I am sorry this post is so long after the event, but as soon as the quilt was finished the Dharavi Biennale opened. Also lots of family and friends visited to see the show. Then as soon as all the family left I was off to Myanmar for a workshop developing products to increase work for the Chin minority in the west of the country.
So back to the finishing of the quilt: We finally finished the quilt to get it hung in time for the exhibition. My sisters arrived from Australia a couple of days before we finished and were immediately put to work helping out. They were amazing helping to organise things with me and to keep the women busy. Some of the women always forget their glasses, or really need new ones. And then there is Geeta, a survivor of domestic violence, severely burnt who now only has one eye, so we always seem to be running around threading people's needles.
In the final few days as the quilt was stitched together it became difficult for everyone to work on it, so just a certain number of the women were able to put in the final touches, sewing the roads over the joins, sewing on the zips for the railway lines, adding the final markers of places of violence against women and putting in the place names. We used the waistbands of jeans for the main roads and the seams of the jeans for the smaller roads. Putting the roads on really pulled the quilt together and made it much easier to read as a map.
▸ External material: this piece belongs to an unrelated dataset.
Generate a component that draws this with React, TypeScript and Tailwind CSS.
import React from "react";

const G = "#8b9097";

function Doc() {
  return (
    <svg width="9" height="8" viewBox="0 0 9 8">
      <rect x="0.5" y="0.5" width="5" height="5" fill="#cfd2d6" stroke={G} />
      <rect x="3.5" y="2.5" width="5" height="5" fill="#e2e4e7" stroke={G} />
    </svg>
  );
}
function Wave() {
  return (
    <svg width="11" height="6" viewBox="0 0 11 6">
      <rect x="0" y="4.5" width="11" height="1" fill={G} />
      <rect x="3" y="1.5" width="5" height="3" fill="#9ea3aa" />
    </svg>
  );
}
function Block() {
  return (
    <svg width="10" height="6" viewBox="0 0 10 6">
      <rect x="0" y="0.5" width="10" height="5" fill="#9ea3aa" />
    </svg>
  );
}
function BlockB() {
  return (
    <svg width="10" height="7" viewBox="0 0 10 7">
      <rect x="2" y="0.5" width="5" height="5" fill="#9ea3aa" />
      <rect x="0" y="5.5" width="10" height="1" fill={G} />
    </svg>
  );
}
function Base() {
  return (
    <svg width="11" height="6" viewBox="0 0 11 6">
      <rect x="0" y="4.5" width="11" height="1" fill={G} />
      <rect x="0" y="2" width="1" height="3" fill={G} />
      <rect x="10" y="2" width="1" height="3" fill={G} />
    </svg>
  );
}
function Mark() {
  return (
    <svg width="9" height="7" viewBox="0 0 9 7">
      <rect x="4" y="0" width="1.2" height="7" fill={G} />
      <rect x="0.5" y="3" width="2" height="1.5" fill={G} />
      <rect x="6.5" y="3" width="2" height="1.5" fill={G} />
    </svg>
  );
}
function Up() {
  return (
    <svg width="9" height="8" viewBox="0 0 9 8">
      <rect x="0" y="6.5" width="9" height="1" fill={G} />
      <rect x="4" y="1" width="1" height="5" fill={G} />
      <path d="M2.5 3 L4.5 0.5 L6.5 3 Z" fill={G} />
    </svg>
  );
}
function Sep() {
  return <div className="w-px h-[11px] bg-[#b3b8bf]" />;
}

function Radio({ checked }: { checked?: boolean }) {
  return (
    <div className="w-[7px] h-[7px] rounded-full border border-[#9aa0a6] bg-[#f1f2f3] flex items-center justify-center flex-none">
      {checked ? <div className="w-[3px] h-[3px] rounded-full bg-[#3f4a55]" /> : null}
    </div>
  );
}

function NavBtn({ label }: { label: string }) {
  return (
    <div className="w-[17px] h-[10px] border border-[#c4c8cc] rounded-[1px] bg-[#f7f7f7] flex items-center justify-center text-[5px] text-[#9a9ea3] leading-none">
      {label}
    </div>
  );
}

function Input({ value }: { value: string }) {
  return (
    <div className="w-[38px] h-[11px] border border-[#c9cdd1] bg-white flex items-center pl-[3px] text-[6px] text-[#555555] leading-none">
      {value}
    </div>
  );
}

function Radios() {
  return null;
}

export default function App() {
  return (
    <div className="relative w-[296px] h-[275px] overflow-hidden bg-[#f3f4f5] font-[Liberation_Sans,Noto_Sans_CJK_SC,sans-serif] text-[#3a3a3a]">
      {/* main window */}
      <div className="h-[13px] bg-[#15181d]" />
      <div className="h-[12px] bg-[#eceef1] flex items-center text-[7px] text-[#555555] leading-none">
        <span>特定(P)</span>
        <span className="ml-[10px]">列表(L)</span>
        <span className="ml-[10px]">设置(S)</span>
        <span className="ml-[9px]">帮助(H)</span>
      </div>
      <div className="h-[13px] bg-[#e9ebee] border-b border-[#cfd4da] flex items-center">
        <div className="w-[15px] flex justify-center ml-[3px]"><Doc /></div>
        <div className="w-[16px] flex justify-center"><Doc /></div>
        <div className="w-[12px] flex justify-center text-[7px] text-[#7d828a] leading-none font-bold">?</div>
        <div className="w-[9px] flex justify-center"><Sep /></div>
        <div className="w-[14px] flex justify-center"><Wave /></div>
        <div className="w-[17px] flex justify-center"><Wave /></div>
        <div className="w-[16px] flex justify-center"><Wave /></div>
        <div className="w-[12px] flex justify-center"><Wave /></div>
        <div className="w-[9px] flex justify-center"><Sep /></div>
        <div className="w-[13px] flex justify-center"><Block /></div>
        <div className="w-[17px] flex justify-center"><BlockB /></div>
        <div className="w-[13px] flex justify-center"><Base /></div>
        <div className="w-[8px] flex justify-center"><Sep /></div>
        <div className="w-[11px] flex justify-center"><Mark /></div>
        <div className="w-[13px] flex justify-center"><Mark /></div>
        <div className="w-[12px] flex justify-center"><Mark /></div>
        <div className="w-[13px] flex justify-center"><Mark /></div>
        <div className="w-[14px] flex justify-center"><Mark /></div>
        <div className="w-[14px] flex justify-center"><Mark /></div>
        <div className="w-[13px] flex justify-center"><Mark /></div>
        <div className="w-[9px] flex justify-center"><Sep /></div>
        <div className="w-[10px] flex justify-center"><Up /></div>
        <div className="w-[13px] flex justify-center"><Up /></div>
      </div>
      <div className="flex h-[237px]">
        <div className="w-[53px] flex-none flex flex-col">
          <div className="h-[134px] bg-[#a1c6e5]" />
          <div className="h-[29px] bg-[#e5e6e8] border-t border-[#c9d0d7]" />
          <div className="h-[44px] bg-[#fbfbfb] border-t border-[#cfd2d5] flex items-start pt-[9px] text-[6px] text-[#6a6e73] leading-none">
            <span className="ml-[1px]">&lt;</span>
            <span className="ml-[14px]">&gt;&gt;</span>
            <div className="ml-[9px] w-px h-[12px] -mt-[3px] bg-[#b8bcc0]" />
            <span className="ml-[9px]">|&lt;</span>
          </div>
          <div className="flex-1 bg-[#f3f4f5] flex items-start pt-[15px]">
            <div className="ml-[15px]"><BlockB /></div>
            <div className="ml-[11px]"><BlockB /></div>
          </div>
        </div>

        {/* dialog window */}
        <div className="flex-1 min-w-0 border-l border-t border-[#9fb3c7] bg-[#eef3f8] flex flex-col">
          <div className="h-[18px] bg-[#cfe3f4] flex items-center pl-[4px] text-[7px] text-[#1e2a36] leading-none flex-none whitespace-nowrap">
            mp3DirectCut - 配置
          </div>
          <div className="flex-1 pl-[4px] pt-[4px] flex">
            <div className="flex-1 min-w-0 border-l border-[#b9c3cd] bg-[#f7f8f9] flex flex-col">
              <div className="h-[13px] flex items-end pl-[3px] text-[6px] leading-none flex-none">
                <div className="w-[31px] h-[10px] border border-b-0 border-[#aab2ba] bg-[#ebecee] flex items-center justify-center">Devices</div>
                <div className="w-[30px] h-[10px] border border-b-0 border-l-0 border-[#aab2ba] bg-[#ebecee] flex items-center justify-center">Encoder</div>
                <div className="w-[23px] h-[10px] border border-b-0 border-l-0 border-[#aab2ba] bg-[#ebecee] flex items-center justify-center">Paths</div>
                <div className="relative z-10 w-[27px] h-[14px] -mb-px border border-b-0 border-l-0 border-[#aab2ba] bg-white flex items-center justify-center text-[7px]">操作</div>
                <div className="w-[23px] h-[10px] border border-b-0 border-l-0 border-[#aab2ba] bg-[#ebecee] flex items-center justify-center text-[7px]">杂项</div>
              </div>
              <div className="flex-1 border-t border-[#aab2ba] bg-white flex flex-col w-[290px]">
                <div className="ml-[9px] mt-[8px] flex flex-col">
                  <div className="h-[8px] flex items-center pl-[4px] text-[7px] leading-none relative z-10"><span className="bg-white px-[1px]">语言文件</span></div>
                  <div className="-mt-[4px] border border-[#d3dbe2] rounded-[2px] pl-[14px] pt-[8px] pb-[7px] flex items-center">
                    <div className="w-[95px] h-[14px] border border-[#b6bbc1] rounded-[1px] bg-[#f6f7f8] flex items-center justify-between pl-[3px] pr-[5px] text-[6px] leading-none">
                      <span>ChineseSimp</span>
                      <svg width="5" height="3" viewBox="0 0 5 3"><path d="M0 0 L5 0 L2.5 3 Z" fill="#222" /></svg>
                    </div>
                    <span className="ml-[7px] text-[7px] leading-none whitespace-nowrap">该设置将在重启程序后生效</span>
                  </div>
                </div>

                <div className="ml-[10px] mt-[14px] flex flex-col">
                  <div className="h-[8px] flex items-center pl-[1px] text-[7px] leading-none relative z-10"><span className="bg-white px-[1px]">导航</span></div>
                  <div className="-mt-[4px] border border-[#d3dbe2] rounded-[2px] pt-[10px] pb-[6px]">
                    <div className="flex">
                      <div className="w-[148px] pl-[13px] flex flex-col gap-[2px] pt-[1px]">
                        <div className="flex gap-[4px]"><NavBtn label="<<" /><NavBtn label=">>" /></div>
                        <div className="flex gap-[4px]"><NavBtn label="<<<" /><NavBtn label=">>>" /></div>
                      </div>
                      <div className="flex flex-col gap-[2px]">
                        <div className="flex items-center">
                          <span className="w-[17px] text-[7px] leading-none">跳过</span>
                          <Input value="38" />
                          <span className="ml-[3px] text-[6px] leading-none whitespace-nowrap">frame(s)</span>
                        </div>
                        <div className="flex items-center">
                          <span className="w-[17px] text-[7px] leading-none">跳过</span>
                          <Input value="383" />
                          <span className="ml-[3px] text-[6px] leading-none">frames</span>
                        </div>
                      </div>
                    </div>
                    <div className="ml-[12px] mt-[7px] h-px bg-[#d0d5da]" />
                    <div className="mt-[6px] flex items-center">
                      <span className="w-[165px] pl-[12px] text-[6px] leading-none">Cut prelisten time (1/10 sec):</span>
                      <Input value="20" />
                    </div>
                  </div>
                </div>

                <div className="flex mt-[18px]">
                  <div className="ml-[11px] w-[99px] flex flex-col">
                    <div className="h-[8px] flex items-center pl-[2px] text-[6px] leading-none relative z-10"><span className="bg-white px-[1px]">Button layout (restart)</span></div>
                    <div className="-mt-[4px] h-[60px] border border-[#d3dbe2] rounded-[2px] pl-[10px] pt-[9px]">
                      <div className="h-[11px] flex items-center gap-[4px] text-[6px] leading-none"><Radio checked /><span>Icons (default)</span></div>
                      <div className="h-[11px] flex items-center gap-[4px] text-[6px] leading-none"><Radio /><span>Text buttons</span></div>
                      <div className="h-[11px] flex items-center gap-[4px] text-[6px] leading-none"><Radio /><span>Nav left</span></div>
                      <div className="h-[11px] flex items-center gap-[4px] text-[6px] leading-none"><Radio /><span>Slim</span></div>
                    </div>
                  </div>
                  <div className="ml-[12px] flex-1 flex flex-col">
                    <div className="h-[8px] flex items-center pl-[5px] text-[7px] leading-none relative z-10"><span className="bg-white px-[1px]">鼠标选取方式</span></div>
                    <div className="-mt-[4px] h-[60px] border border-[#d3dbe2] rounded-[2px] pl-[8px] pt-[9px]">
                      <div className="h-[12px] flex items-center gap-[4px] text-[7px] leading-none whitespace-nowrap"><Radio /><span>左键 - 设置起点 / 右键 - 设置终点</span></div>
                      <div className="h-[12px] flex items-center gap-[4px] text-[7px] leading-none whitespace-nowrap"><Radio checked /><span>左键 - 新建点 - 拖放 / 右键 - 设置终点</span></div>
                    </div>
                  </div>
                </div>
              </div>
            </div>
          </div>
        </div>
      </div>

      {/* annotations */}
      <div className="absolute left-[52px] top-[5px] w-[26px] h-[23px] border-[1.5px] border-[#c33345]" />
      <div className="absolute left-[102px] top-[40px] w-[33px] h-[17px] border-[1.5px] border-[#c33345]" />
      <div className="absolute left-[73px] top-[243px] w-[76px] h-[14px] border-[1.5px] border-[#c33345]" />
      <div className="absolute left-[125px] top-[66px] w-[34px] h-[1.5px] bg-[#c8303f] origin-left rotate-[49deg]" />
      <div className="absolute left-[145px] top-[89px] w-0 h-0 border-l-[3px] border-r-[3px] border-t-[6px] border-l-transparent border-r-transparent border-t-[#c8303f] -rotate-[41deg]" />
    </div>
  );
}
All the women embroidered their names on to the back pockets of the jeans that we used. My initial idea had been to get visitors to the exhibition to write comments about the quilt or about their own experiences of gender based violence, and to put them in the pockets for the women to read. But everything became too hectic and I never managed to organise that. I hope if the quilt is exhibited in other places we can organise for this to happen.
And the final final thing was to make the key for the map, get it hung and then enjoy the opening.